Picture Sibonelo Ngcobo

DURBAN - The ANC is doing damage control after King Goodwill Zwelithini’s scathing attack on the party and its “insensitive” approach to the Ingonyama Trust issue.

President Cyril Ramaphosa has assured the king that land held by the Ingonyama Trust will not be expropriated.

“I gave him (the king) the assurance that we have no intention of touching that land or grabbing it from the Ingonyama Trust,” Ramaphosa told journalists as he officially launched his “Thuma Mina” (send me) campaign in KwaDukuza yesterday.

The king has been highly critical of the recommendations of the independent high-level panel chaired by Kgalema Motlanthe that the Ingonyama Trust Act be repealed to bring it in line with national land policy and secure land tenure for communities and residents.

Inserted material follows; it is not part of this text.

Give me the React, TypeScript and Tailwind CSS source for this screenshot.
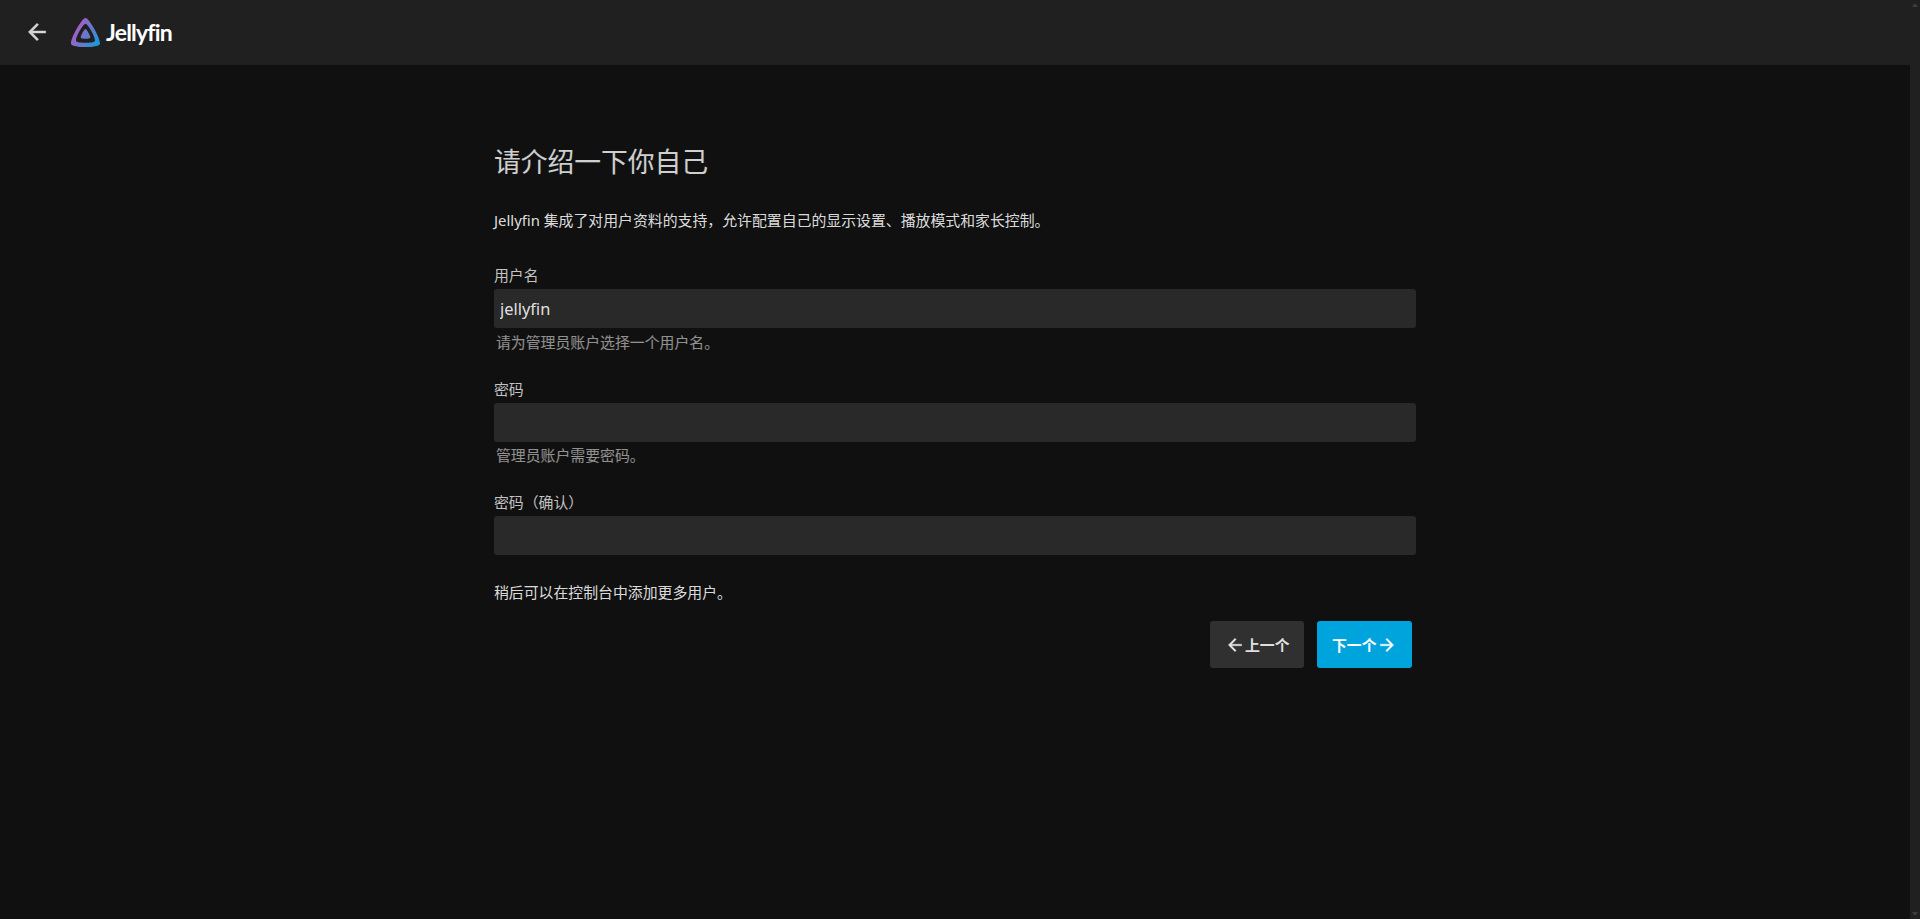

On Friday a ministerial task team headed by Zweli Mkhize, Minister of Co-operative Government and Traditional Affairs, met the National House of Traditional Leaders to engage on the land issue.

Mkhize’s team, which also comprises the Land Reform and Rural Development Minister Maite Nkoana Mashabane and Agriculture Minister Senzeni Zokwana, is part of a bigger Inter-Ministerial Committee on Land Reform led by Deputy President David Mabuza to co-ordinate and implement measures to accelerate the redistribution of land.

Mkhize told the traditional authorities led by Inkosi Sipho Mahlangu that the wrong impression had been created that land expropriation talks included land in the hands of traditional leaders.

“The government wishes to clarify categorically that when the government talks about land expropriation, we are referring to the 87% of the land, not the 13% that is under the control of traditional leaders and black people. We wish to emphasise that 13% is not in dispute,” he said.

Ramaphosa said he had met the king and Inkatha Freedom Party leader Inkosi Mangosuthu Buthelezi on Friday night.

Buthelezi is also the traditional prime minister to the king. “We discussed a range of issues. He and I have a wonderful, warm relationship. When the issue of the Ingonyama Trust came up, I felt the need to go and meet him and he agreed to the meeting,” said Ramaphosa.

“We had a good meeting. I reaffirmed that land is under the trust’s control as per legislation. In the end, it is land which he has custody of on behalf of people in KwaZulu-Natal. So that was clarified,” said Ramaphosa.

Mkhize also emphasised that Ramaphosa, had said during the BRICS Business Council on Friday that there had been a misunderstanding over the land targeted.

He said the government would like to stress that the views expressed in Motlanthe’s report were not those of the government or the ANC but of the panel.

On Wednesday, thousands of traditional leaders attended an Imbizo at Ulundi where the king called on all his subjects to think about how the trust land should be protected and to remember that wherever they were, they were Zulu first, irrespective of the profession they may hold.

The king warned that KZNwas prepared to become its own state if the government continued to alienate them. The king said that it had not crossed his mind that he would be ill-treated under the democratic dispensation.

“It has become clear that during the struggle they were looking at us and planning to get back to us when we attained freedom as they now seem to think we’re not the rightful owners of our land,” said the king.

He said it seemed the government had hatred for the Zulu nation.

“A person who wants to dispossess you of your blanket, which is the land, hates you,” he said.

He urged Zulus not to vote for people who displayed hatred for them. “These people don’t like us, they only like your votes. They think we are fools,”the king said

On Thursday the EFF, came out in support of the king’s imbizo a few months after party leader Julius Malema said that in a democratic country the issue of expropriation of land should be debated without fear of the king.